In order to offer a high-integrity framework for addressing these issues, a Biodiversity Day was organized on November 16th. A space dedicated to discussing the impacts of climate change on biodiversity as well as how to mobilize global actions towards halting its loss and reducing the impacts of climate change and pollution. This event also provided the occasion to present and discuss the opportunities linked to ecosystem-based solutions and setting mechanisms to effectively harness nature’s role in addressing climate adaptation and mitigation. The arguments and announcements that took place during this high-level event turned out to be specially important as climate and nature leaders look ahead to the major decisions of the COP15 UN biodiversity conference next month.
In that context and recognising the need for a more integrated global approach to Nature-based Solutions NbS), the Egyptian COP27 Presidency, the Government of Germany and the International Union for Conservation of Nature (IUCN) launched the ENACT (Enhancing Nature-based Solutions for an Accelerated Climate Transformation) initiative to bring coherence to and strengthen collaboration between existing NbS efforts and partnerships. The aim is to significantly increase global mitigation efforts through protecting, conserving and restoring carbon-rich terrestrial, freshwater and marine ecosystems.
"Nature is our most powerful ally in combating the climate and biodiversity crises. Intact ecosystems store carbon dioxide, secure our food and water supplies and protect us against disasters.

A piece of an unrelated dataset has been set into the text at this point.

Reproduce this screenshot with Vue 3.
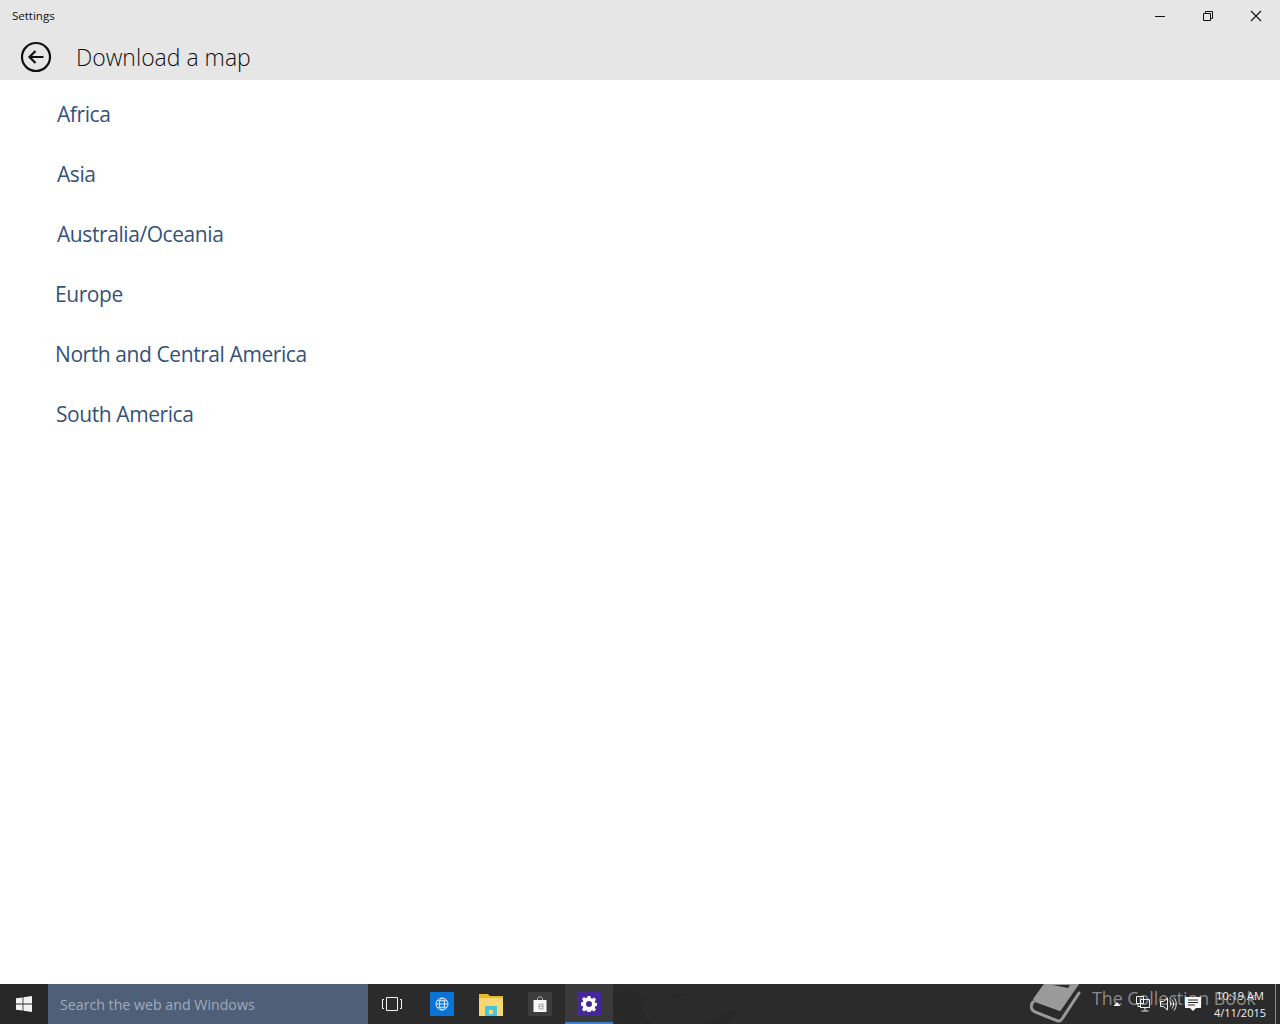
<template>
  <div class="window">
    <header class="header">
      <div class="titlebar">
        <span class="app-name">Settings</span>
        <div class="controls">
          <button class="ctl" aria-label="minimize">
            <svg width="12" height="12" viewBox="0 0 12 12"><path d="M1 6.500h10" stroke="#111" fill="none" /></svg>
          </button>
          <button class="ctl" aria-label="restore">
            <svg width="12" height="12" viewBox="0 0 12 12"><path d="M1.500 3.500h7v7h-7zM3.500 3.500v-2h7v7h-2" stroke="#111" fill="none" /></svg>
          </button>
          <button class="ctl" aria-label="close">
            <svg width="12" height="12" viewBox="0 0 12 12"><path d="M1 1l10 10M11 1L1 11" stroke="#111" stroke-width="1.100" fill="none" /></svg>
          </button>
        </div>
      </div>
      <div class="pagebar">
        <svg class="back" width="32" height="32" viewBox="0 0 32 32">
          <circle cx="16" cy="16" r="14" stroke="#111" stroke-width="2.200" fill="none" />
          <path d="M9.500 16h14M15.500 10l-6 6 6 6" stroke="#111" stroke-width="2.200" fill="none" />
        </svg>
        <h1 class="page-title">Download a map</h1>
      </div>
    </header>

    <main class="regions">
      <a v-for="r in regions" :key="r.name" class="region" :style="{ marginLeft: r.shift + 'px' }">{{ r.name }}</a>
    </main>

    <footer class="taskbar">
      <svg class="wallpaper-grain" width="150" height="40" viewBox="0 0 150 40">
        <path d="M0 8l18-4 16 10-6 12 10 14H6L0 30z" fill="#282828" />
        <path d="M56 11l18-2-10 5zM92 40l26-14 6 3-12 11z" fill="#272727" />
      </svg>
      <div class="start">
        <svg width="16" height="16" viewBox="0 0 16 16" fill="#f2f2f2">
          <path d="M0 2.300l6.600-.9v6.200H0zM7.400 1.300L16 0v7.600H7.400zM0 8.400h6.600v6.200L0 13.700zM7.400 8.400H16V16l-8.600-1.300z" />
        </svg>
      </div>
      <div class="search">Search the web and Windows</div>
      <div class="taskview">
        <svg width="22" height="16" viewBox="0 0 22 16" fill="none" stroke="#f2f2f2">
          <path d="M5.500 1.500h11v13h-11zM3 3.500H1.500v9H3M19 3.500h1.500v9H19" />
        </svg>
      </div>
      <div class="tile">
        <span class="app-icon blue">
          <svg width="14" height="14" viewBox="0 0 14 14" fill="none" stroke="#dcecff">
            <circle cx="7" cy="7" r="6" />
            <ellipse cx="7" cy="7" rx="2.600" ry="6" />
            <path d="M1 7h12M2 3.800h10M2 10.200h10" />
          </svg>
        </span>
      </div>
      <div class="tile">
        <svg width="24" height="24" viewBox="0 0 24 24">
          <path d="M0 2h9l2 2h13v3H0z" fill="#e8b92e" />
          <path d="M0 6h24v18H0z" fill="#f7d774" />
          <path d="M6 14h12v10H6z" fill="#4bc3d8" />
          <path d="M10 18h4v4h-4z" fill="#f7d774" />
        </svg>
      </div>
      <div class="tile">
        <span class="app-icon grey">
          <svg width="16" height="18" viewBox="0 0 16 18">
            <path d="M5.500 5V3.500c0-2 5-2 5 0V5" fill="none" stroke="#b5b5b5" />
            <path d="M1.500 5h13v12h-13z" fill="#f8f8f8" />
            <path d="M7 9.500l4-.7v5.400l-4-.7zM7 11.400h4" fill="none" stroke="#a5a5a5" />
          </svg>
        </span>
      </div>
      <div class="tile active">
        <span class="app-icon purple">
          <svg width="16" height="16" viewBox="0 0 16 16">
            <path fill="#fff" fill-rule="evenodd" d="M6.600 0h2.800l.4 2.200 1.300.6 1.900-1.300 2 2-1.300 1.900.6 1.300 2.200.4v2.800l-2.200.4-.6 1.300 1.300 1.900-2 2-1.900-1.300-1.300.6-.4 2.200H6.600l-.4-2.200-1.300-.6-1.900 1.300-2-2 1.300-1.900-.6-1.300L-.5 9.400V6.600l2.200-.4.6-1.300L1 3l2-2 1.900 1.300 1.300-.6zM8 5a3 3 0 100 6 3 3 0 000-6z" />
          </svg>
        </span>
      </div>

      <div class="wallpaper-mark">
        <svg width="52" height="40" viewBox="0 0 52 40">
          <path d="M15 0h33L30 26 5 17c-1-1-1-2 0-3z" fill="#9a9a9a" stroke="#9a9a9a" stroke-linejoin="round" stroke-width="2" />
          <path d="M23 1l15 3 2-3z" fill="#2b2b2b" />
          <path d="M3 18c-3 4-2 8 2 10l23 9c2 .5 3-.5 4-2L49 9" fill="none" stroke="#9a9a9a" stroke-width="3" stroke-linecap="round" />
        </svg>
        <span>The Collection Book</span>
      </div>

      <div class="tray">
        <svg class="chevron" width="8" height="6" viewBox="0 0 8 6"><path d="M4 1l3.500 4H.5z" fill="#f2f2f2" /></svg>
        <svg width="16" height="18" viewBox="0 0 16 18" fill="none" stroke="#f2f2f2">
          <path d="M1.500 1.500h7v7h-7zM5.500 4.500h9v8h-9zM10 12.500v3M6.500 16h7" />
          <path d="M3 8.500v3h2" />
        </svg>
        <svg width="18" height="16" viewBox="0 0 18 16" fill="none" stroke="#f2f2f2">
          <path d="M1.500 5.500h3l4-3.500v12l-4-3.500h-3zM11 5.500c1 1.500 1 3.500 0 5M13 3.500c2 3 2 6 0 9M15 1.500c3 4 3 9 0 13" />
        </svg>
        <svg width="16" height="16" viewBox="0 0 16 16">
          <path d="M0 1h16v11h-5l-3 3-3-3H0z" fill="#f5f5f5" />
          <path d="M3 4h10M3 6.500h10M3 9h7" stroke="#2b2b2b" />
        </svg>
        <div class="clock">
          <span>10:19 AM</span>
          <span>4/11/2015</span>
        </div>
        <div class="show-desktop"></div>
      </div>
    </footer>
  </div>
</template>

<script setup>
// left edges differ by a pixel or two in the original list
const regions = [
  { name: 'Africa', shift: 0 },
  { name: 'Asia', shift: 0 },
  { name: 'Australia/Oceania', shift: 0 },
  { name: 'Europe', shift: -2 },
  { name: 'North and Central America', shift: -2 },
  { name: 'South America', shift: -1 },
]
</script>

<style>
html,
body {
  margin: 0;
  background: #fff;
}
</style>

<style scoped>
.window {
  height: 1024px;
  display: flex;
  flex-direction: column;
  font-family: "Open Sans", "Noto Sans", sans-serif;
  overflow: hidden;
}

.header {
  background: #e6e6e6;
  height: 80px;
  flex: none;
  color: #111;
}

.titlebar {
  height: 32px;
  display: flex;
  justify-content: space-between;
  align-items: center;
}

.app-name {
  font-size: 11.500px;
  padding-left: 12px;
  margin-top: -1px;
}

.controls {
  display: flex;
}

.ctl {
  width: 48px;
  height: 32px;
  border: none;
  background: none;
  padding: 0;
  display: flex;
  align-items: center;
  justify-content: center;
}

.pagebar {
  height: 48px;
  display: flex;
  align-items: center;
  padding-left: 20px;
  gap: 24px;
}

.back {
  margin-top: 2px;
}

.page-title {
  margin: 2px 0 0;
  font-size: 23px;
  font-weight: 300;
  letter-spacing: 0;
}

.regions {
  flex: 1;
  display: flex;
  flex-direction: column;
  padding: 4px 0 0 57px;
}

.region {
  height: 60px;
  line-height: 60px;
  font-size: 21px;
  letter-spacing: -0.42px;
  color: #34527a;
}

.taskbar {
  position: relative;
  height: 40px;
  flex: none;
  background: #2b2b2b;
  display: flex;
  align-items: center;
}

.wallpaper-grain {
  position: absolute;
  left: 613px;
  top: 0;
}

.start {
  width: 48px;
  height: 40px;
  background: #272727;
  display: flex;
  align-items: center;
  justify-content: center;
}

.search {
  width: 308px;
  height: 39px;
  padding: 1px 0 0 12px;
  background: #4f5f77;
  color: #a0abbb;
  font-size: 14.200px;
  line-height: 40px;
}

.taskview {
  width: 47px;
  height: 40px;
  padding-right: 2px;
  display: flex;
  align-items: center;
  justify-content: center;
}

.tile {
  width: 48px;
  height: 40px;
  margin-left: 1px;
  display: flex;
  align-items: center;
  justify-content: center;
}

.app-icon {
  width: 24px;
  height: 24px;
  display: flex;
  align-items: center;
  justify-content: center;
}

.blue {
  background: #0a74d6;
}

.grey {
  background: #3d3d3d;
}

.purple {
  background: #47289a;
}

.active {
  background: #3a3a3a;
  box-shadow: inset 0 -2px 0 #3f7fc4;
}

.wallpaper-mark {
  position: absolute;
  left: 1030px;
  top: 0;
  height: 40px;
  display: flex;
  gap: 10px;
  color: #8a8a8a;
  font-size: 17.800px;
  line-height: 28px;
  white-space: nowrap;
}

.tray {
  position: absolute;
  right: 0;
  top: 0;
  height: 40px;
  display: flex;
  align-items: center;
  gap: 8px;
  color: #f2f2f2;
}

.chevron {
  margin-right: 6px;
}

.clock {
  width: 62px;
  display: flex;
  flex-direction: column;
  align-items: center;
  font-size: 11px;
  line-height: 17px;
}

.show-desktop {
  width: 4px;
  height: 40px;
  margin-left: -4px;
  border-left: 1px solid #8a8a8a;
}
</style>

Furthermore, Nature-based Solutions can create jobs and contribute to economic and social development.," said Steffi Lemke, German Federal Environment Minister.
Another key point to stand out was the relevance that some coastal and marine ecosystems had during the event. It is well known that the ocean plays a critical role in the global carbon cycle, and healthy ocean ecosystems are vital for climate adaptation and mitigation; as well as crucial to humankind for the services they provide (food, shelter and livelihoods). Therefore, with COP27 taking place at Sharm El Sheikh, coral reefs of the Red Sea took a protagonical role with the presentation of the Red Sea Initiative by the Egyptian government in partnership with USAID, UNDP, and the Global Fund for Coral Reefs. Equally represented were mangroves, with the launching of the Mangrove Breakthrough program, co-led by IUCN in collaboration with the UN High Level Climate Champions, which sets out to secure 15 million hectares of mangroves globally by 2030.
All these commitments must be materialized soon enough and with the forcefulness needed to beat the race against global warming and avoid the tipping points identified by science. Keeping in mind that nature should not only be seen as an important ally, given its capacity to mitigate and reverse climate change, but also as the guarantor of life on the planet and the provider of all the ecosystem services humankind relies on for its survival.